Although the artist was afforded relative freedom to interpret the content in the manner that he wished, some alterations were later made because of the shocking nature of some of what he produced. Certain adult themes would be diluted in order to make the publication suitable for as wide an audience as possible. One example would be the addition of fig leafs to cover certain parts of the anatomy, a request which Beardsley reluctantly agreed to. Some artworks were even disgarded completely from the Salome book, but later appeared within a portfolio that drew together all of the artist's work on this project. Most examples of The Eyes of Herod that exist today within major art collections came from the later 1907 publication, rather than the original book. Beardsley had a very unique artistic style which makes all of these designs instantly recognisable as his own, and the themes are also consistent because of how they were designed to fit together in the same series.
The artist is believed to have produced sixteen drawings in total, with John Lane overseeing the publication of a portfolio at the turn of the century. Many prints were made from this design, some of which can be found in prestigious collections such as the Royal Academy and the V&A Museum in London, UK. Beardsley was himself a British artist, as was Oscar Wilde. The playwright originally delivered Salome in French before it was later translated into English for the British version which followed around three years later. The composition found within The Eyes of Herod features Salome directly in the centre of the artwork, with a long robe and elaborate headwear which features the same peacock feathers that Beardsley repeated in several artworks. Salome is found here staring down at Herod. There are also two small creatures known as putti, and they hold candlesticks. To the bottom left we find some considerable detail, with patterned elements sitting behond a couple of tall trees.

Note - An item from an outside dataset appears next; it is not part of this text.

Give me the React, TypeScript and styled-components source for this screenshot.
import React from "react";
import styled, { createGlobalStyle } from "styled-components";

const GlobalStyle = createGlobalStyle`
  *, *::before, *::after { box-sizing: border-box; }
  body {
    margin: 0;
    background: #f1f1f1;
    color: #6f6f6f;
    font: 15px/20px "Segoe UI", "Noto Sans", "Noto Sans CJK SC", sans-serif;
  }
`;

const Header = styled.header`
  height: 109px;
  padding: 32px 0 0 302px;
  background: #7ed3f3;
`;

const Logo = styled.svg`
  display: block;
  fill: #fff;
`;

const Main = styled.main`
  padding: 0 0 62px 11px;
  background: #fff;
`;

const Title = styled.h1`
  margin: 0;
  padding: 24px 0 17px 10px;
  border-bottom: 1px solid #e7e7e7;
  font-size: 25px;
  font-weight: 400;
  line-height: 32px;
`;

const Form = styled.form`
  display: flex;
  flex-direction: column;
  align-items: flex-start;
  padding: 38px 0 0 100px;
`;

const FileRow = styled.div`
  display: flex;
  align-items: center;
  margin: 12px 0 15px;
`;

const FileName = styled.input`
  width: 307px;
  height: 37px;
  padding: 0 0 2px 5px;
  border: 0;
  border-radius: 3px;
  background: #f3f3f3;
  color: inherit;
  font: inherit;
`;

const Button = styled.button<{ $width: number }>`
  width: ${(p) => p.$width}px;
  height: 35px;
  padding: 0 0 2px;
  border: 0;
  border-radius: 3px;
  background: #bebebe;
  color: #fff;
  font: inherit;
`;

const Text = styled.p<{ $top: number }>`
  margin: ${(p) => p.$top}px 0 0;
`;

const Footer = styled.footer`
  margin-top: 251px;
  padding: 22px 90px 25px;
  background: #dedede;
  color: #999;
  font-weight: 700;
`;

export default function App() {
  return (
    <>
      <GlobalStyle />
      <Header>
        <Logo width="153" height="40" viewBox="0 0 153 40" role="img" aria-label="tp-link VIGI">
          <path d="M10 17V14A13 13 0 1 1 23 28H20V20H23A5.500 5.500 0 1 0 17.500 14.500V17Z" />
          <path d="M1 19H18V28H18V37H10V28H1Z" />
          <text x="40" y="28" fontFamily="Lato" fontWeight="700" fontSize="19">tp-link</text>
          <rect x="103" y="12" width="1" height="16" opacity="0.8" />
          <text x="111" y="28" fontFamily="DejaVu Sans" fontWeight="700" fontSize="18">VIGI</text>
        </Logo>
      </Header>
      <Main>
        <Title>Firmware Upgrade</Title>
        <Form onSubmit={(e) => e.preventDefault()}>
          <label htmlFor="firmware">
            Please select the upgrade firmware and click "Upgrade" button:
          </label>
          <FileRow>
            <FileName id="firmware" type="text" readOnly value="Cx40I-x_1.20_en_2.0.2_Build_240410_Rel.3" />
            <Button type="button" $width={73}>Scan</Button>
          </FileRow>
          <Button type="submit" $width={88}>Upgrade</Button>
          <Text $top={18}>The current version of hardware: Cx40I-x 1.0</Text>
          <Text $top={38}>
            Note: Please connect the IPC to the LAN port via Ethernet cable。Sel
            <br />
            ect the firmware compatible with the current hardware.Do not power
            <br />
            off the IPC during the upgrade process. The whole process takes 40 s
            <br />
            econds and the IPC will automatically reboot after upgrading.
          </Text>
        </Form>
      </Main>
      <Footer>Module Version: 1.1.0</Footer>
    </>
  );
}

There were many great highlights from this Beardsley series, also including the likes of The Peacock Skirt, The Black Cape and The Climax. Some consider these illustrations to be amongst the best work from his entire career, and they certainly are some of the most famous drawings that he produced. The topic seemed suitable to the artist's style, and he oversaw sixteen drawings in total. Some were removed or amended in order to make the publication, but a later portfolio brought together all of these designs in a separate book. Beardsley worked with black and white lines throughout his career in a manner that produced striking imagery, and his success could only be achieved through a majestic creativity, even genius, in how he created form from just a few lines and details. His drawings featured many times alongside written texts and this provided him with a steady income as his reputation started to spread around the UK.